Building a Case for Tiny Houses as Certified Park Model RVs


While tiny house builders and buyer try to grasp the realities surrounding the expanding the potential to live in tiny houses on wheels (THOW), the Recreational Vehicle Industry Association (RVIA) makes its position clear in an article published on the page for Park Model RVs on

Are Park Model RVs 'Tiny Homes?'

There has been a lot of coverage of the 'tiny home movement' in the media lately. People often wonder, "Are Park Model RVs 'tiny homes?'"

The answer is that Park model RVs are not homes at all. So calling the tiny homes is a bit misleading. Park Model RVs ar designed and built for temporary seasonal or recreational use, never as permanent residence. Park Model RVs belong in campgrounds or by a lake or in the woods, not in housing communities.

That said, almost all so-called 'tiny homes' that the media describes are not really homes either. That's because federal, state, and local laws typically require that permanent residences be built to federal,l state or local building codes or standards. Few so-called 'tiny homes' meet those standards.

Park Model RVs, on the other hand, are built to rigorous RV standards. And every Park Model RV that bears the RVIA seal is certified by its manufacturer to meet those standards.

For a consumer looking for a permanent residence for full-time living, Park Model RVs are not the answer -- but for the consumer who wants to 'go tiny' for a vacation getaway place and wants to ensure they are compliant with federal, state and local laws, Park Model RVs are the perfect product.

'Go Tiny' in Your Park Model RV

First off, having corresponded with RVIA's Park Trailer Executive Director, Matt Wald, the article's use of our company's tag line caught our eye. Glad to have been of service for a catchy close. Go Tiny!

Now, notice how the RVIA warmly welcome the use of PMRVs for seasonal and recreational use while downplaying the suggestion that they could be used as dwellings. Before you think I'm being tough on the RVIA let me defend their position by saying that to officially open the door for use of park models as tiny houses crosses a threshold for greater government oversight as real "houses" are governed by the Department of Housing and Urban Development (HUD).

Many in the tiny house movement eschew government involvement in their personal lives, so imagine what this could mean for an industry that -- MSRP sticker prices and profit statements aside -- operates on thin margins.

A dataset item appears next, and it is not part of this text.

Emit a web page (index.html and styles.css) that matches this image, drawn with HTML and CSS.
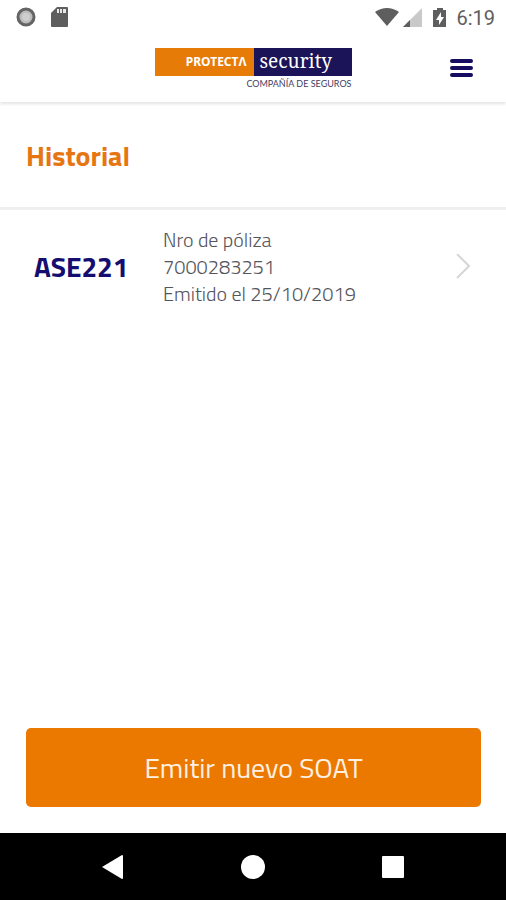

Just a glance at the thick. two volume set for the IRC building codes illustrates why home building may remain relegated to more professional contractors than homeowner/builders.

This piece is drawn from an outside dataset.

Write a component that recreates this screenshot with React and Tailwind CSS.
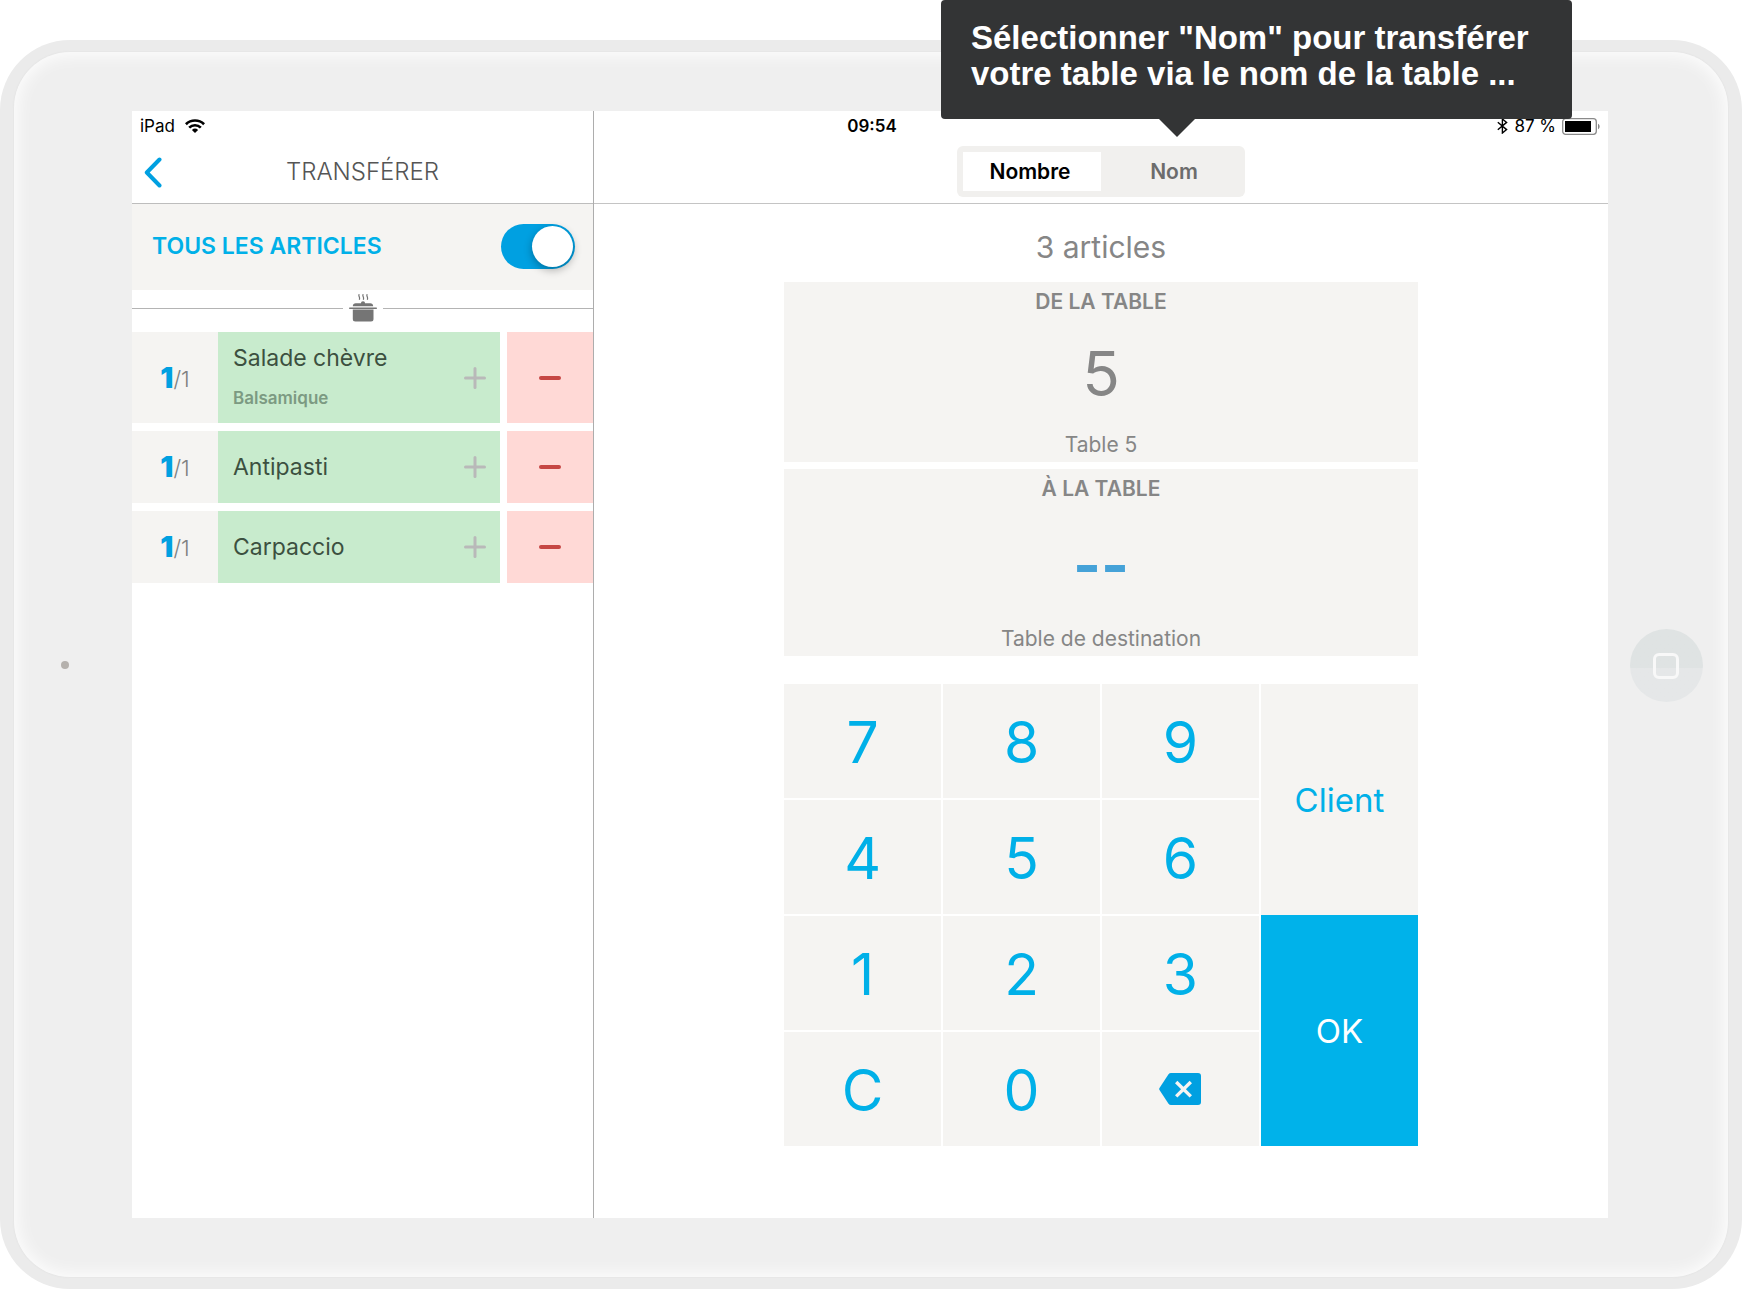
import { useState } from "react";

const ITEMS = [
  { name: "Salade chèvre", note: "Balsamique", count: 1, total: 1 },
  { name: "Antipasti", count: 1, total: 1 },
  { name: "Carpaccio", count: 1, total: 1 },
];

function WifiIcon() {
  return (
    <svg viewBox="0 0 20 14" className="h-[14px] w-5" fill="none" stroke="#000" strokeWidth="2.7" aria-hidden="true">
      <path d="M0.9 5.2a13 13 0 0 1 18.2 0" />
      <path d="M4.2 8.6a8.3 8.3 0 0 1 11.6 0" />
      <path d="M10 14 6.9 10.9a4.5 4.5 0 0 1 6.2 0Z" fill="#000" stroke="none" />
    </svg>
  );
}

function BluetoothIcon() {
  return (
    <svg viewBox="0 0 11 16" className="h-4 w-[11px]" fill="none" stroke="#000" strokeWidth="1.4" aria-hidden="true">
      <path d="M0.8 4.2 9.6 11.6 5.4 15V1L9.6 4.4 0.8 11.8" />
    </svg>
  );
}

function BatteryIcon() {
  return (
    <svg viewBox="0 0 38 17" className="h-[17px] w-[38px]" aria-hidden="true">
      <rect x="0.7" y="0.7" width="33.6" height="15.6" rx="3" fill="#fff" stroke="#8a8a8a" strokeWidth="1.3" />
      <rect x="3" y="3" width="26" height="11" fill="#000" />
      <path d="M36 5.8c2.2 1 2.2 4.4 0 5.4Z" fill="#8a8a8a" />
    </svg>
  );
}

function ChevronLeft() {
  return (
    <svg viewBox="0 0 18 31" className="h-[31px] w-[18px]" fill="none" stroke="#00a0e1" strokeWidth="4" strokeLinecap="round" strokeLinejoin="round" aria-hidden="true">
      <path d="M15.5 2.5 2.8 15.5l12.7 13" />
    </svg>
  );
}

function PotIcon() {
  return (
    <svg viewBox="0 0 28 28" className="size-7" fill="#757575" aria-hidden="true">
      <g fill="none" stroke="#757575" strokeWidth="1.2">
        <path d="M10.3 0.2c-1.6 1.8 1.2 2.6 0 5.6" />
        <path d="M14.3 0.2c-1.6 1.8 1.2 2.6 0 5.6" />
        <path d="M18.3 0.2c-1.6 1.8 1.2 2.6 0 5.6" />
      </g>
      <path d="M3.8 12.2c0-2 1.2-3 3-3h5.2c0-1.3.6-2 2-2s2 .7 2 2h5.2c1.8 0 3 1 3 3Z" />
      <rect x="0" y="13.4" width="28" height="1.5" rx="0.7" />
      <path d="M3.8 15.5h20.7v9.5q0 2.5-2.5 2.5H6.3q-2.5 0-2.5-2.5Z" />
    </svg>
  );
}

function BackspaceIcon() {
  return (
    <svg viewBox="0 0 42 32" className="h-8 w-[42px]" aria-hidden="true">
      <path d="M12 0H39a3 3 0 0 1 3 3V29a3 3 0 0 1-3 3H12q-1.6 0-2.5-1.3L0.5 17q-.6-1 0-2L9.5 1.3Q10.4 0 12 0Z" fill="#00a0e1" />
      <path d="M17.2 9 31.8 23.4M31.8 9 17.2 23.4" stroke="#f5f4f2" strokeWidth="3.4" />
    </svg>
  );
}

function StatusBar() {
  return (
    <div className="absolute inset-x-0 top-0 grid h-[30px] grid-cols-3 items-center text-[17px] leading-5 text-black">
      <div className="flex items-center gap-2.5 pl-2">
        iPad <WifiIcon />
      </div>
      <div className="pl-1 text-center font-semibold">09:54</div>
      <div className="flex items-center justify-end gap-1.5 pr-2">
        <BluetoothIcon />
        <span>87 %</span>
        <BatteryIcon />
      </div>
    </div>
  );
}

function Item({ name, note, count, total }) {
  return (
    <li className="flex gap-[7px]">
      <div className="flex flex-1">
        <div className="flex w-[86px] items-center justify-center bg-[#f5f4f2]">
          <span className="text-[29px] leading-8 font-black text-[#00a0e1]">{count}</span>
          <span className="pt-0.5 text-[22px] leading-8 font-light text-[#808080]">/{total}</span>
        </div>
        <div className={`flex flex-1 items-center justify-between bg-[#c8ebcd] pr-3.5 pl-[15px] ${note ? "min-h-[91px]" : "min-h-[72px]"}`}>
          <div>
            <div className="text-[23px] leading-8 text-[#3c5040]">{name}</div>
            {note && <div className="mt-2 mb-1 pt-1 text-[17px] leading-6 font-semibold text-[#7c9a82]">{note}</div>}
          </div>
          <button type="button" aria-label={`Ajouter ${name}`}>
            <svg viewBox="0 0 22 22" className="size-[22px]" stroke="#b9b9b9" strokeWidth="3" strokeLinecap="round" aria-hidden="true">
              <path d="M11 1.5v19M1.5 11h19" />
            </svg>
          </button>
        </div>
      </div>
      <button type="button" aria-label={`Retirer ${name}`} className="flex w-[86px] items-center justify-center bg-[#ffd9d6]">
        <svg viewBox="0 0 22 4" className="h-1 w-[22px]" aria-hidden="true">
          <rect width="22" height="4" rx="2" fill="#c64744" />
        </svg>
      </button>
    </li>
  );
}

function ArticlesPanel() {
  const [all, setAll] = useState(true);
  return (
    <section className="border-r border-[#adadad]">
      <header className="flex h-[93px] items-center border-b border-[#bdbdbd] px-3 pt-[30px]">
        <button type="button" aria-label="Retour" className="w-8">
          <ChevronLeft />
        </button>
        <h1 className="flex-1 text-center text-2xl leading-8 font-light text-[#555]">TRANSFÉRER</h1>
        <div className="w-8" />
      </header>
      <label className="flex h-[86px] items-center justify-between bg-[#f5f4f2] pr-[18px] pb-0.5 pl-5">
        <span className="text-[23px] leading-8 font-semibold text-[#00b0e8]">TOUS LES ARTICLES</span>
        <input
          type="checkbox"
          role="switch"
          checked={all}
          onChange={(e) => setAll(e.target.checked)}
          className="flex h-[45px] w-[74px] appearance-none items-center rounded-full bg-[#c9c9c9] px-0.5 before:size-[41px] before:rounded-full before:bg-white before:shadow-[0_3px_8px_rgba(0,0,0,0.3)] checked:justify-end checked:bg-[#00a0e1]"
        />
      </label>
      <div className="flex h-[42px] items-center gap-1.5 pb-1.5">
        <div className="h-px flex-1 bg-[#b4b4b4]" />
        <PotIcon />
        <div className="h-px flex-1 bg-[#b4b4b4]" />
      </div>
      <ul className="flex flex-col gap-2">
        {ITEMS.map((item) => (
          <Item key={item.name} {...item} />
        ))}
      </ul>
    </section>
  );
}

function Tooltip() {
  return (
    <div role="tooltip" className="absolute bottom-full -left-4 z-10 mb-[27px] h-[119px] w-[631px] rounded bg-[#333435] px-[30px] pt-5 text-left font-['Liberation_Sans',Arial,sans-serif] text-[33px] leading-9 font-bold whitespace-nowrap text-white">
      Sélectionner "Nom" pour transférer
      <br />
      votre table via le nom de la table ...
      <svg viewBox="0 0 36 18" className="absolute top-full left-[218px] h-[18px] w-9" aria-hidden="true">
        <path d="M0 0H36L18 18Z" fill="#333435" />
      </svg>
    </div>
  );
}

function ModeSwitch() {
  return (
    <div className="relative">
      <div className="grid h-[51px] w-[288px] grid-cols-2 rounded-md bg-[#f1f0ee] p-1.5 text-[21px] leading-6 font-semibold">
        <button type="button" aria-pressed="true" className="bg-white pt-0.5 pr-1 text-black">Nombre</button>
        <button type="button" aria-pressed="false" className="pt-0.5 pl-2 text-[#6c6c6c]">Nom</button>
      </div>
      <Tooltip />
    </div>
  );
}

function TableCard({ title, caption, children }) {
  return (
    <div className="flex flex-col items-center justify-between bg-[#f5f4f2] text-[#868686]">
      <h2 className="pt-1 text-[21px] leading-8 font-semibold">{title}</h2>
      {children}
      <p className="pb-px text-[21px] leading-8">{caption}</p>
    </div>
  );
}

const KEYS = ["7", "8", "9", "4", "5", "6", "1", "2", "3", "C", "0"];

function Keypad() {
  return (
    <div className="grid grid-cols-4 gap-0.5">
      <div className="col-span-3 grid grid-cols-3 gap-0.5">
        {KEYS.map((key) => (
          <button key={key} type="button" className="h-[114px] bg-[#f5f4f2] pt-0.5 text-[57px] leading-none text-[#00b0e8]">
            {key}
          </button>
        ))}
        <button type="button" aria-label="Effacer" className="flex h-[114px] items-center justify-center bg-[#f5f4f2]">
          <BackspaceIcon />
        </button>
      </div>
      <div className="grid grid-rows-2">
        <button type="button" className="bg-[#f5f4f2] pt-0.5 text-[33px] text-[#00b0e8]">Client</button>
        <button type="button" className="bg-[#00b2ea] pt-0.5 text-[33px] text-white">OK</button>
      </div>
    </div>
  );
}

function TransferPanel() {
  return (
    <section>
      <header className="flex h-[93px] items-center justify-center border-b border-[#c4c4c4] pt-[28px]">
        <ModeSwitch />
      </header>
      <div className="mx-auto w-5/8">
        <p className="pt-[23px] pb-[15px] text-center text-[30px] leading-10 text-[#868686]">3 articles</p>
        <div className="grid grid-rows-[180px_187px] gap-[7px]">
          <TableCard title="DE LA TABLE" caption="Table 5">
            <div className="text-[62px] leading-none">5</div>
          </TableCard>
          <TableCard title="À LA TABLE" caption="Table de destination">
            <div className="text-[60px] leading-none font-bold text-[#45a2d8]">--</div>
          </TableCard>
        </div>
        <div className="mt-7">
          <Keypad />
        </div>
      </div>
    </section>
  );
}

export default function App() {
  return (
    <div className="flex min-h-screen flex-col bg-white pt-10 font-[Inter,'Liberation_Sans',sans-serif]">
      <div className="flex flex-1 rounded-[70px] bg-[#ebebeb] px-[14px] py-3">
        <div className="grid flex-1 grid-cols-[118px_1fr_120px] rounded-[56px] bg-[#efefef] pt-[59px] pb-[59px] shadow-[inset_0_0_18px_2px_#fff,0_0_2px_#dcdcdc]">
          <div className="flex items-center justify-center pr-4">
            <div className="size-2 rounded-full bg-[#b5b1ad]" />
          </div>
          <main className="relative grid grid-cols-[462fr_1014fr] bg-white">
            <ArticlesPanel />
            <TransferPanel />
            <StatusBar />
          </main>
          <div className="flex items-center justify-center pt-0.5 pr-1">
            <button type="button" aria-label="Accueil" className="flex size-[73px] items-center justify-center rounded-full bg-linear-to-b from-[#dfe3e3] from-54% to-[#e5e7e8] to-54%">
              <span className="size-[26px] rounded-md border-[3px] border-[#f8f8f8]" />
            </button>
          </div>
        </div>
      </div>
    </div>
  );
}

Having Uncle Sam involved in implementation of excessive regulation and oversight could doom the RV industry. So let's give the RVIA rights to step around the same slick spots on our regulatory dance floor.

Tiny House Builders Using the RVIA Certification Seal

The few and the proud of our tiny house community may rightfully proclaim the RVIA certification seal when marketing their "tiny house" models. While the RVIA states that PMRVs have a line we should never cross along our path to tiny house freedom. 

I've yet to see the bigger tiny house brands towing the same line with their trailer-based units: That "tiny homes" are strictly for recreational use and don't belong in a housing community. They remain marketed as "Tiny Houses" with all the amenities of a wee little humble home.

Earlier this year, the RVIA's Matt Wald explained to me that the association is no longer allowing tiny house companies to join their ranks of manufacturer members. Here too, and for the sake of their seal's integrity, their reasoning here remains sound: Most THOW companies don't produce enough models for their certification inspectors to see all aspects of production during their periodic site inspections.

Remember, builders using the ANSI 119.5 as the basis for sealing their Park Model RVs are "certified manufacturers" who uphold their agreement to "meet or exceed" the ANSI 119.5 standard for Park Model RV production. To be clear, certification apples to an approved builder, not an individual unit, so seeing one or two THOWs being built side-by-side won't cut it. To quote the man in charge of a local building inspection department,

"If I can't see it, I can't inspect it." 

And therein lies the rub for some. Even if the RVIA allowed more tiny home manufacturers into their fold, individual "backyard builders" would be left out in the cold as its too costly to send a certification inspector out to every tiny house build. Further, even if you paid the local inspector to stamp permits throughout the process, the moment you pull your tiny house across the line to another municipality, your carefully prepped plans, properly secured permits, and coveted Certificate of Occupancy would be worthless. 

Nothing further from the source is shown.